Таким образом, мы имеем здесь два по первоначальной концепции параллельных действия, одно в Хрисе, другое на Олимпе, из которых каждое занимало вечер и следующую ночь; описать эти действия как параллельные не дозволял закон хронологической несовместимости, пропустить одно из них (третий прием) поэт не хотел, описать одно непосредственно за другим (четвертый прием) не дозволял здравый смысл; оставалось одно - разорвать хронологическую нить, что поэт и сделал, вставив свое ἀλλ’ ὅτε δή ρ’ ἐκ τoῖo δυωδεκάτη γένετ’ ἠώς. В этом, как я уже заметил, и заключается пятый прием.

Такое же разрывание хронологической нити мы встречаем еще раз в Илиаде, причем повторяется та же формула ἀλλ’ ὅτε δή ρ’ ἐκ τoῖo δυωδεκάτη γένετ’ ἠώς; одинаковость явления заставляет нас предполагать одинаковость причин. Действительно, мы имеем здесь второй, еще более замечательный пример нашего пятого приема. Чтобы показать это, расскажу в нескольких словах действие двадцать четвертой песни, восстанавливая разорванную поэтом хронологическую нить.

Тризна кончена, гости разбрелись по палаткам, настала ночь; все спят, одному только Ахиллу не спится. В течение дня его развлекали заботы по погребению и чествованию покойного; теперь все это прошло, осталась одна неутешная скорбь. Она-то и не дает ему спать; напрасно меняет он свое положение, ложась то на бок, то на спину, то ниц - сна нет. Под влиянием печали и бессонницы прежняя бешеная жажда мести в нем разгорается вновь: он выходит из палатки, запрягает лошадей и, привязав к колеснице труп Гектора, гонит их к могиле Патрокла; трижды объехав курган, он возвращается в стоянку; оставив труп в пыли, он опять входит в палатку.
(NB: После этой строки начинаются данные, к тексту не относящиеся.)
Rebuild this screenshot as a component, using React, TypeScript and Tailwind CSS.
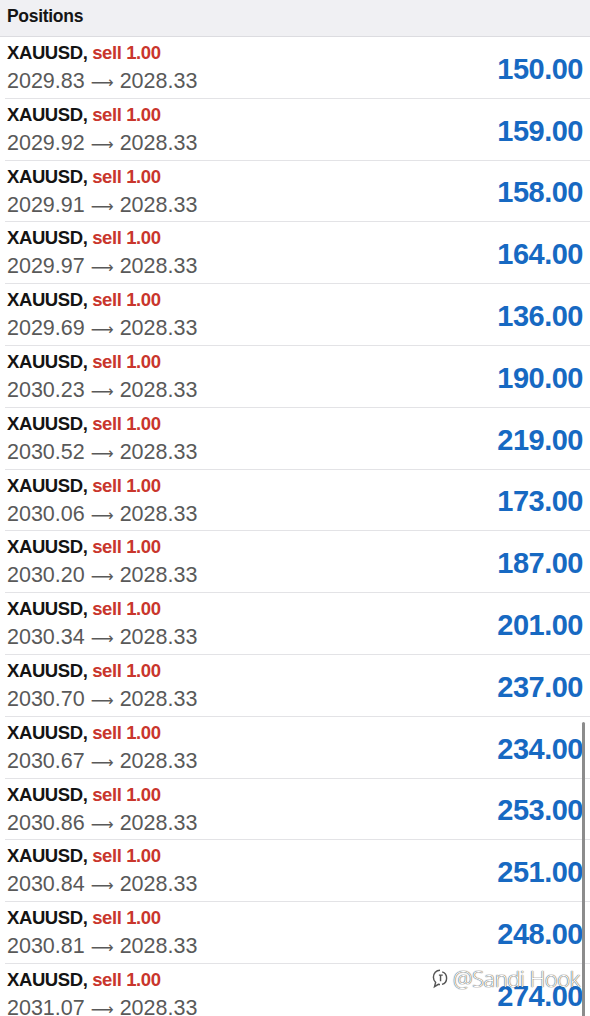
import React from 'react';

// open -> close pairs and profit for each sell position
const positions: { open: string; profit: string }[] = [
  { open: '2029.83', profit: '150.00' },
  { open: '2029.92', profit: '159.00' },
  { open: '2029.91', profit: '158.00' },
  { open: '2029.97', profit: '164.00' },
  { open: '2029.69', profit: '136.00' },
  { open: '2030.23', profit: '190.00' },
  { open: '2030.52', profit: '219.00' },
  { open: '2030.06', profit: '173.00' },
  { open: '2030.20', profit: '187.00' },
  { open: '2030.34', profit: '201.00' },
  { open: '2030.70', profit: '237.00' },
  { open: '2030.67', profit: '234.00' },
  { open: '2030.86', profit: '253.00' },
  { open: '2030.84', profit: '251.00' },
  { open: '2030.81', profit: '248.00' },
  { open: '2031.07', profit: '274.00' },
];

const font = "font-['Liberation_Sans',Arial,sans-serif]";

function PositionRow({ open, profit }: { open: string; profit: string }) {
  return (
    <div className="h-[61.8px] border-b border-[#e3e3e6] ml-[5px] pl-[2px] pr-[7px] flex justify-between">
      <div className="flex flex-col pt-[5px]">
        <div className="text-[18.5px] leading-[22px] font-bold text-[#141414] tracking-[-0.4px]">
          XAUUSD, <span className="text-[#c9362c]">sell 1.00</span>
        </div>
        <div className="mt-[4px] text-[21.5px] leading-[26px] text-[#595959] whitespace-nowrap">
          {open}{' '}
          <span className="font-['DejaVu_Sans',sans-serif] text-[16px]">⟶</span>
          {' '}2028.33
        </div>
      </div>
      <div className="self-center mt-[3px] text-[29px] leading-[28px] font-bold text-[#1769c2] tracking-[-0.5px]">
        {profit}
      </div>
    </div>
  );
}

export default function App() {
  return (
    <div className={`relative w-[590px] h-[1016px] overflow-hidden bg-white ${font}`}>
      {/* Header */}
      <div className="h-[37px] bg-[#f0f0f3] border-b border-[#dcdce0] px-[7px] flex items-center">
        <span className="text-[17.5px] font-bold text-[#151515] tracking-[-0.3px] -mt-[4px]">Positions</span>
      </div>

      {positions.map((p, i) => (
        <PositionRow key={i} open={p.open} profit={p.profit} />
      ))}

      {/* scrollbar */}
      <div className="absolute right-[5px] top-[722px] w-[3px] h-[300px] rounded-full bg-[#8c8c8c]" />

      {/* watermark */}
      <div className="absolute left-[430px] top-[962px] flex items-center gap-[3px] whitespace-nowrap text-white text-[22px] [text-shadow:0_0_1px_#444,0_0_1px_#444]">
        <svg width="20" height="22" viewBox="0 0 18 20" fill="none" stroke="#555" strokeWidth="1.3">
          <path d="M9 2c-3.5 0-6 2.7-6 6.5 0 2 .8 3.6 2 4.6L4 17l3.5-2.2c.5.1 1 .2 1.5.2" />
          <path d="M11 3.5c2.4.8 4 3 4 5.8 0 2.8-1.8 5-4.2 5.6" />
          <path d="M8 6.5h3.5M9.5 6.5v5.5" />
        </svg>
        <span className="font-['Open_Sans',sans-serif] font-light tracking-[-0.5px]">@Sandi Hook</span>
      </div>
    </div>
  );
}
Но жестокость и злоба не утешили его, в грустном раздумье садится он на стул. Кругом глубокая тишина; перед ним на столе остатки едва початого ужина; он один - ближайшие товарищи спят сладким сном в другом отделении палатки; одинокий и грустный, он сидит, вперив взор в ночной мрак, едва освещаемый светом лампады.

Вдруг дверь палатки отворяется: он видит перед собой старца в глубоком трауре и узнает в нем отца того человека, мертвое тело которого он только что бесчестил. Старец припадает к его ногам: «Вспомни отца своего, Ахиллес…» Сначала жажда мести и сострадание борются в его груди; мало-помалу первая уступает, он возвращает отцу труп его сына, собственными руками поднимает его к нему на колесницу; и вот, когда доброе дело сделано, он дает старцу переночевать y себя, ложится спать и сам - ему легко на душе, он засыпает. Его сном кончается Илиада.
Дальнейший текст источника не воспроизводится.